“Was not their mistake once more bred of the life of slavery that they had been living?—a life which was always looking upon everything, except mankind, animate and inanimate—‘nature,’ as people used to call it—as one thing, and mankind as another, it was natural to people thinking in this way, that they should try to make ‘nature’ their slave, since they thought ‘nature’ was something outside them” — William Morris


Friday, July 6, 2012

A Thing Zizek Said That I Liked

From Graham's blog:

Žižek responded in particular to the following statement:
“He never discusses poverty, inequality, war, finance, childcare, intolerance, crime, education, famine, nationalism, medicine, climate change, or the production of goods and services, yet he takes himself to be grappling with the most pressing social issues of our time. He is happy to leave the world to burn while he plays his games of philosophical toy soldiers.”
Žižek began by asking, with delicious sarcasm: “How dare I write a book about Hegel without discussing childcare?”
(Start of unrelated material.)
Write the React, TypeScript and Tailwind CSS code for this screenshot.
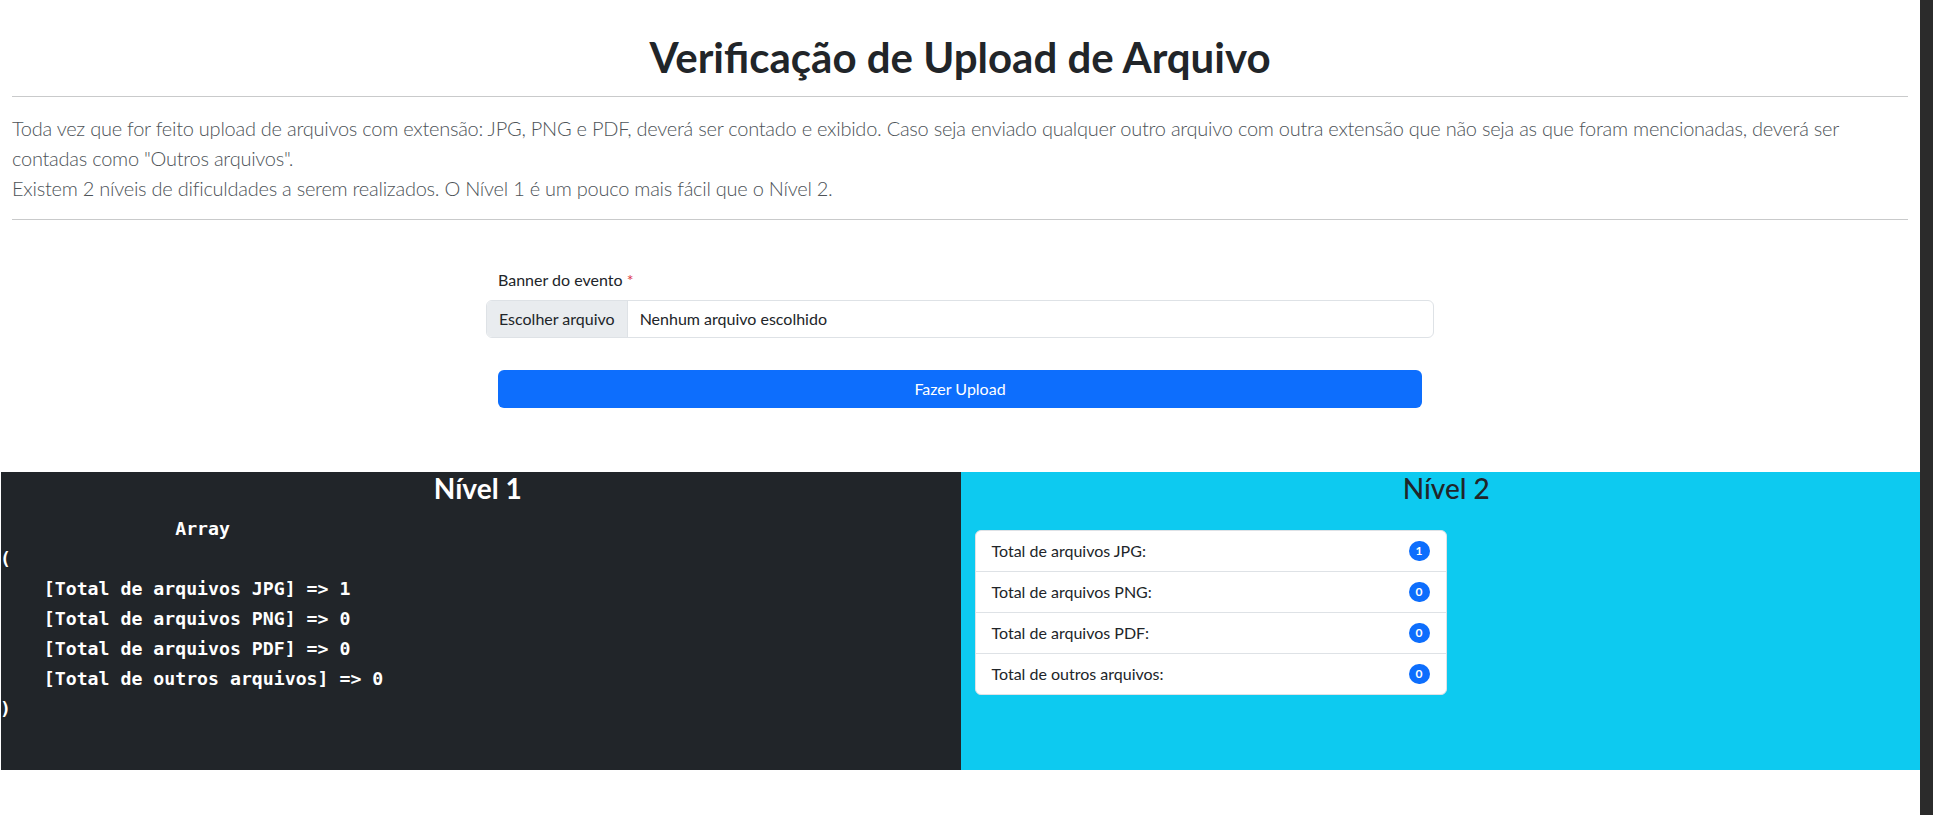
import React from 'react';

const counts = [
  { label: 'Total de arquivos JPG:', value: 1 },
  { label: 'Total de arquivos PNG:', value: 0 },
  { label: 'Total de arquivos PDF:', value: 0 },
  { label: 'Total de outros arquivos:', value: 0 },
];

const printR = `                Array
(
    [Total de arquivos JPG] => 1
    [Total de arquivos PNG] => 0
    [Total de arquivos PDF] => 0
    [Total de outros arquivos] => 0
)`;

export default function App() {
  return (
    <div className="flex min-h-[815px] bg-white text-[#212529] font-['Lato','Noto_Sans',sans-serif]">
      <div className="min-w-0 flex-1">
        {/* cabeçalho */}
        <div className="px-3 pt-[33px]">
          <h1 className="mb-[15px] text-center text-[42px] font-bold leading-[48px]">
            Verificação de Upload de Arquivo
          </h1>
          <hr className="border-0 border-t border-[#c9cacb]" />
          <p className="my-4 whitespace-nowrap text-[20px] font-light leading-[30px] tracking-[-0.25px] text-[#4d5358]">
            Toda vez que for feito upload de arquivos com extensão: JPG, PNG e PDF, deverá ser contado e exibido. Caso seja enviado qualquer outro arquivo com outra extensão que não seja as que foram mencionadas, deverá ser
            <br />
            contadas como "Outros arquivos".
            <br />
            Existem 2 níveis de dificuldades a serem realizados. O Nível 1 é um pouco mais fácil que o Nível 2.
          </p>
          <hr className="border-0 border-t border-[#c9cacb]" />
        </div>

        {/* formulário */}
        <form className="mx-auto mt-12 w-[948px]" onSubmit={(e) => e.preventDefault()}>
          <label className="mb-2 block pl-3 text-[16px] leading-6">
            Banner do evento <span className="text-[#dc3545]">*</span>
          </label>
          <div className="flex h-[38px] items-stretch overflow-hidden rounded-[6px] border border-[#dee2e6] text-[16px]">
            <span className="flex items-center border-r border-[#dee2e6] bg-[#e9ecef] px-3">Escolher arquivo</span>
            <span className="flex items-center pl-3">Nenhum arquivo escolhido</span>
          </div>
          <div className="mx-3 mt-8">
            <button
              type="submit"
              className="h-[38px] w-full rounded-[6px] bg-[#0d6efd] text-[16px] text-white"
            >
              Fazer Upload
            </button>
          </div>
        </form>

        {/* níveis */}
        <div className="mt-16 flex">
          <div className="ml-px flex-1 bg-[#212529] pb-[46px] text-white">
            <h3 className="mb-2 pr-[6px] text-center text-[28px] font-bold leading-[33.6px]">Nível 1</h3>
            <pre className="-ml-px m-0 whitespace-pre font-['DejaVu_Sans_Mono','Liberation_Mono',monospace] text-[18.2px] font-bold leading-[30px]">
              {printR}
            </pre>
          </div>
          <div className="flex-1 bg-[#0dcaf0]">
            <h3 className="mb-2 pl-[12px] text-center text-[28px] font-medium leading-[33.6px]">Nível 2</h3>
            <ul className="ml-[14px] mt-6 w-[472px] overflow-hidden rounded-[6px] border border-[#dee2e6] bg-white">
              {counts.map((c, i) => (
                <li
                  key={c.label}
                  className={`flex items-center justify-between px-4 py-2 text-[16px] leading-6 ${
                    i < counts.length - 1 ? 'border-b border-[#dee2e6]' : ''
                  }`}
                >
                  <span>{c.label}</span>
                  <span className="rounded-full bg-[#0d6efd] px-[7px] py-[4px] text-[12px] font-bold leading-3 text-white">
                    {c.value}
                  </span>
                </li>
              ))}
            </ul>
          </div>
        </div>
      </div>
      <div className="w-[13px] shrink-0 bg-[#2b2b2b]" />
    </div>
  );
}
Ian and I have been running into this quite a lot. People want you to make sure your philosophy is painted in easily recognizable dayglo ethics and politics.

This isn't necessarily a new phenomenon. 

Imagine Plato having to go up against the clepsydra maker for the grant money. How the heck would he talk about the “impact” of his philosophy to people who want immediate results. 

On the other hand, it does seem as if, like hip hop album sleeves in the early 90s, we are caught in a doldrums of namechecking, or rather issue-checking, as Žižek says.

Just doing philosophy without that is in itself a political act. Why on earth should its “impact” be immediately visible to the people who think they want that?